第3章 治療【宇髄天元】
冗談じゃねぇ。
俺が居ねぇ隙にとんでもねぇ虫が飛び込んできてやがった。
沸々とドス黒い感情が腹の底から湧き出てくるのが分かる。
「今…、毎回つったか?それ初耳なんだけど?…なに無防備に他の男の手当てなんてしてんの?」
「え?なんで、って…そりゃ怪我したら治療するじゃない。他の子達だってそうだし…、宇髄さんこそ何言ってる…の?え、…というか、な、何か怒ってる…?」
振り向いた円華と目が合うと、段々と青ざめた顔が引き攣っていく。
派手に面白くねぇからな。多分めちゃくちゃ嫌な顔してんぞ、俺。
別に円華は間違った事はひとつも言ってねぇ。
言ってはいねぇが…
「…自傷野郎なんざ放っとけ」
「む、無茶な事言わないでよ…。柱だよ?しかもあの風柱様だよ?」
「不死川には傷薬と包帯だけ渡しときゃいーんだよ。第一今まではそうしてんだからよ」
不死川が蝶屋敷に通うなんて話、聞いたことがねぇ。
無防備で危機感ねぇから他の野郎が突き入る隙ができんだ。
クソ、油断した。
まさかあの不死川が円華に気を持つとは想定外にも程があんだろ。
「不死川さんに少しでも失礼しちゃったら、私なんて一捻りされちゃうじゃん!」
「誰がんなことするかァ、阿呆が」
聞き慣れた声は見なくても誰だか分かる。
横目に視線をやると、部屋の入口で仁王立ちしていたのは、たった今話題に上がっていた不死川実弥だった。
…気配消してやがったな?コイツ。
円華なんか、今のを聞かれた事で目ん玉かっぴろげて、俺にしがみつく手が震えてやがる。

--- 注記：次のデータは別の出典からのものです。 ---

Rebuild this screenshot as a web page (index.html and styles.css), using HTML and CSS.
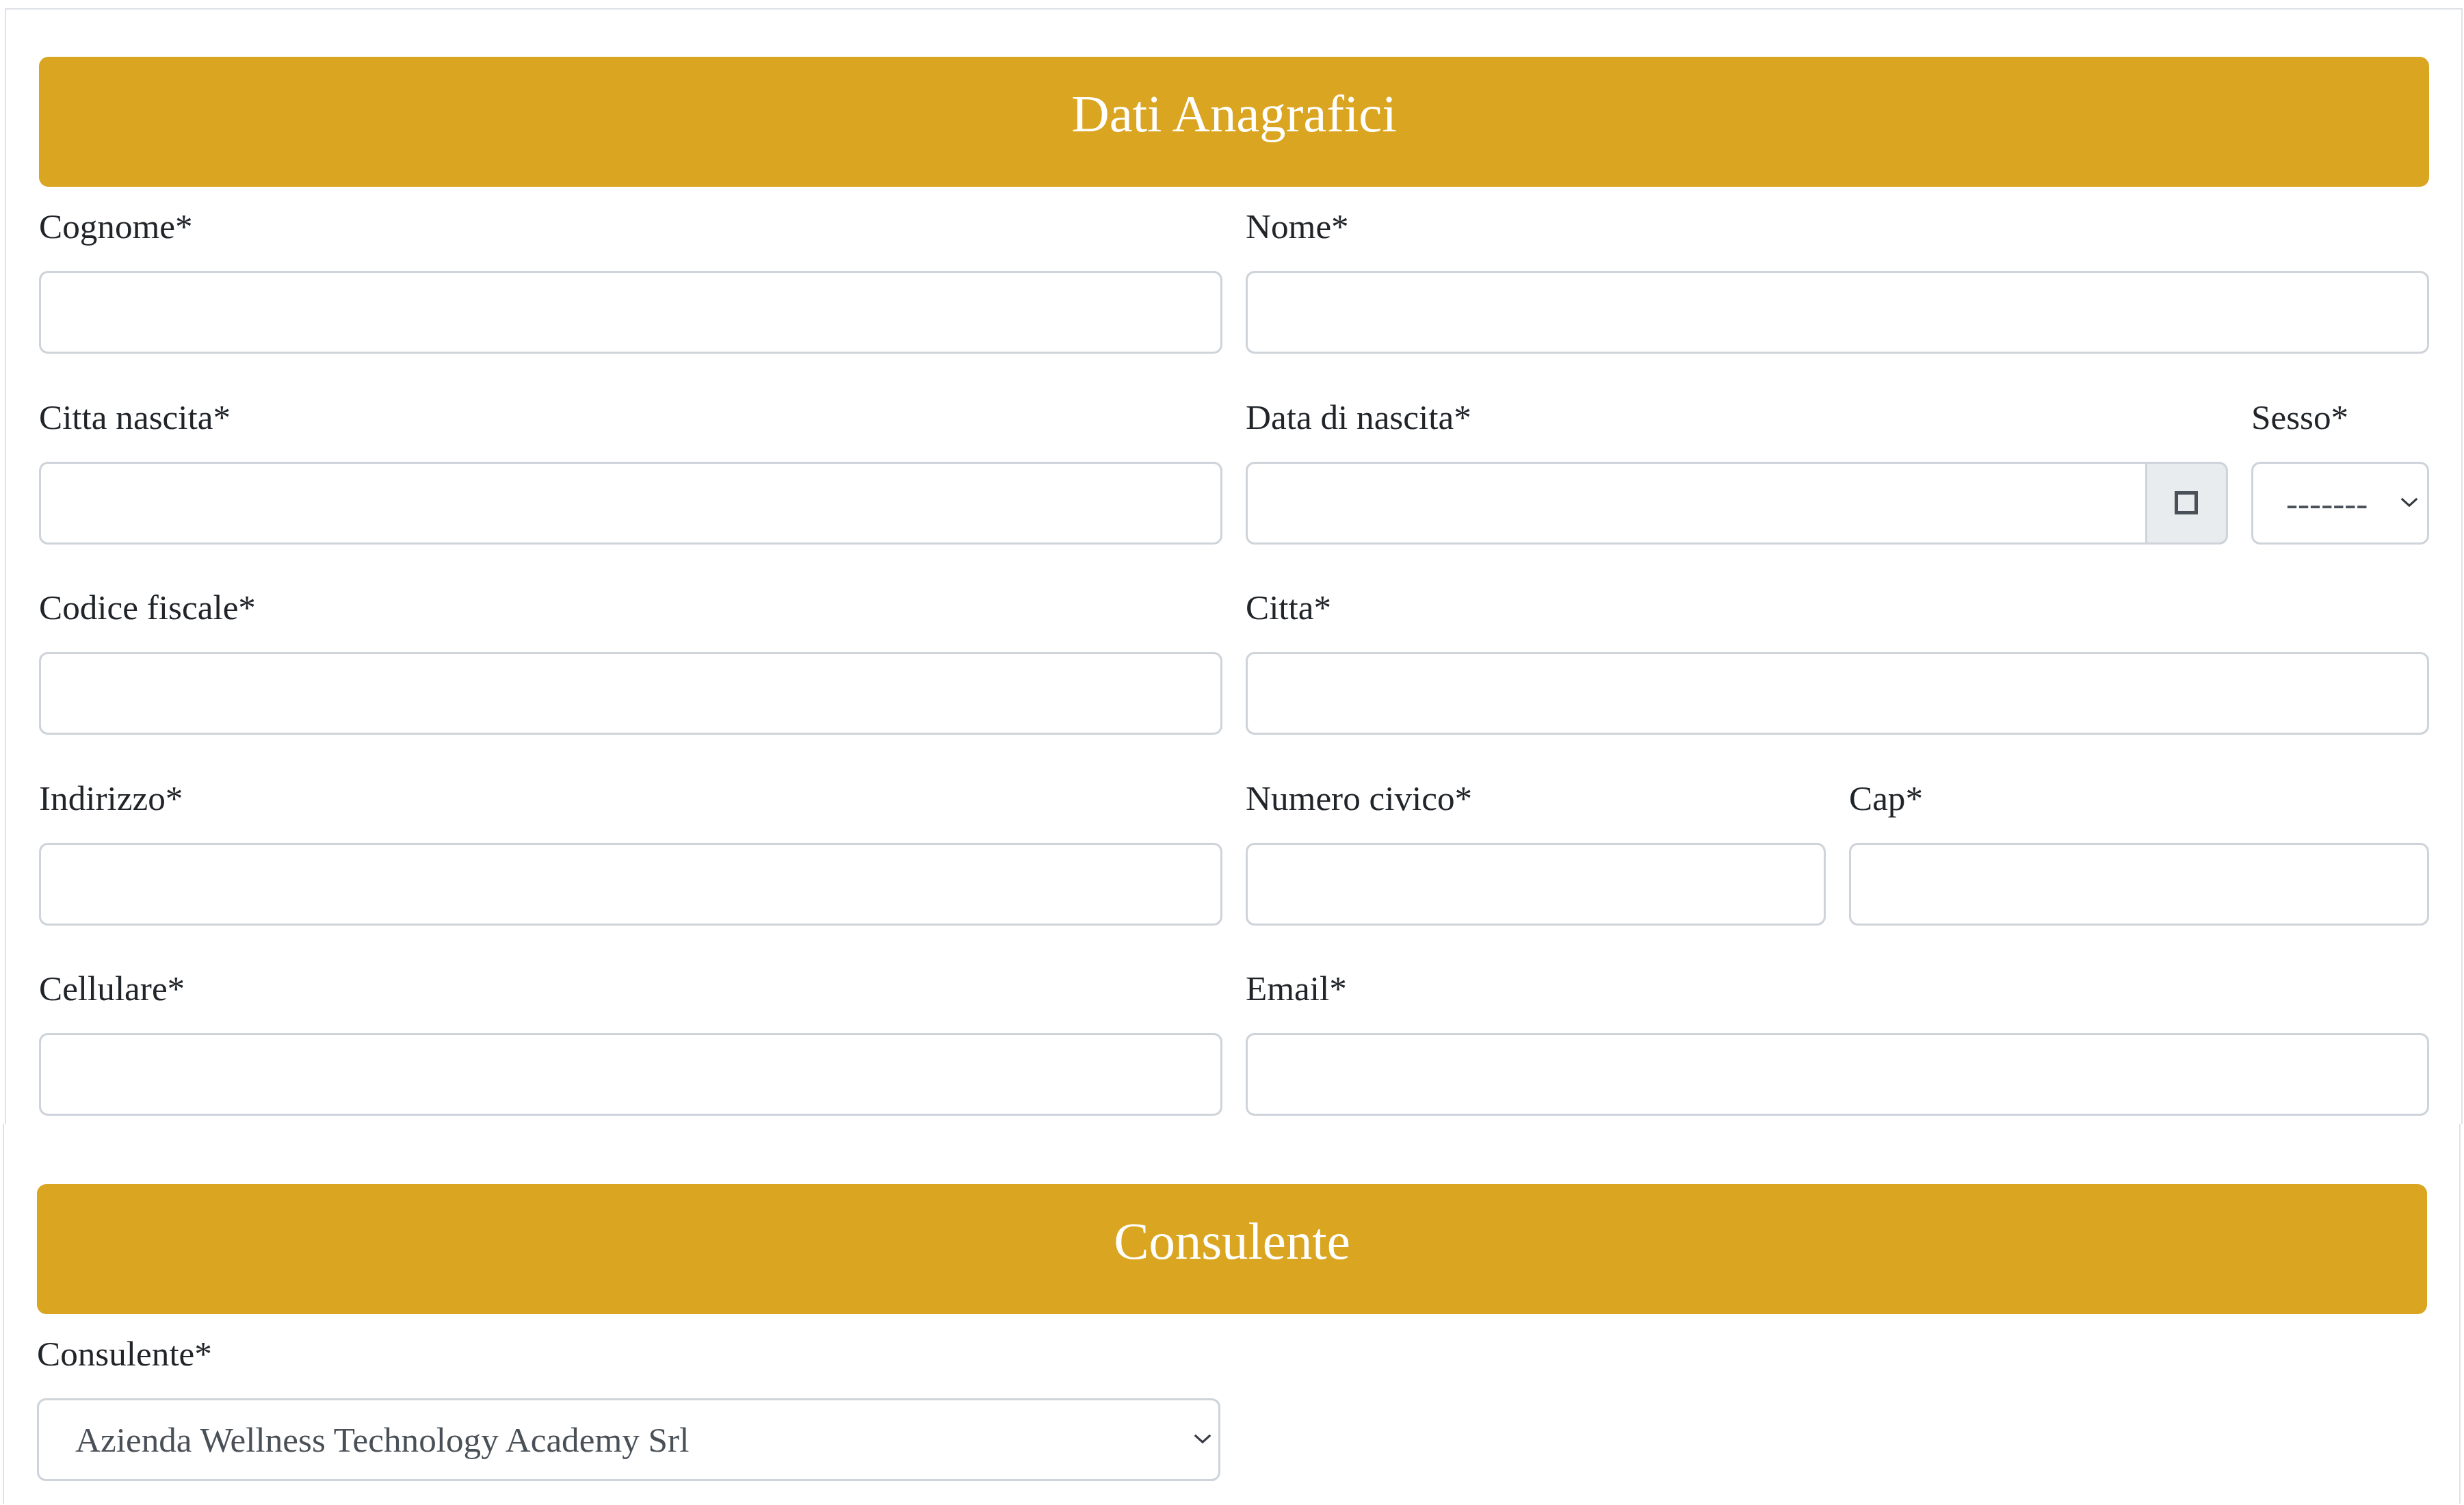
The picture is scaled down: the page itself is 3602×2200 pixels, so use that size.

「い、いつからそこに、っ、い、いいらっしゃったのでありますでしょうか!?」
「…ビビりすぎだろ。日本語おかしい事になってんぞ」
…さっきも同じ事言ったな。何回突っ込ませる気だ、こいつ。
自分が置かれている状況を思い出したのか、慌てて離れようとする円華を見せつけるように抱き込んだ。
「俺がここにいる理由なんざ、一つしかねぇだろォがァ」
「で、ですよね!?今準備してきますから待っててくださいぃ!」
だが、ここぞとばかりに馬鹿力を発揮した円華が俺の腕を振り払って部屋から飛び出して行った。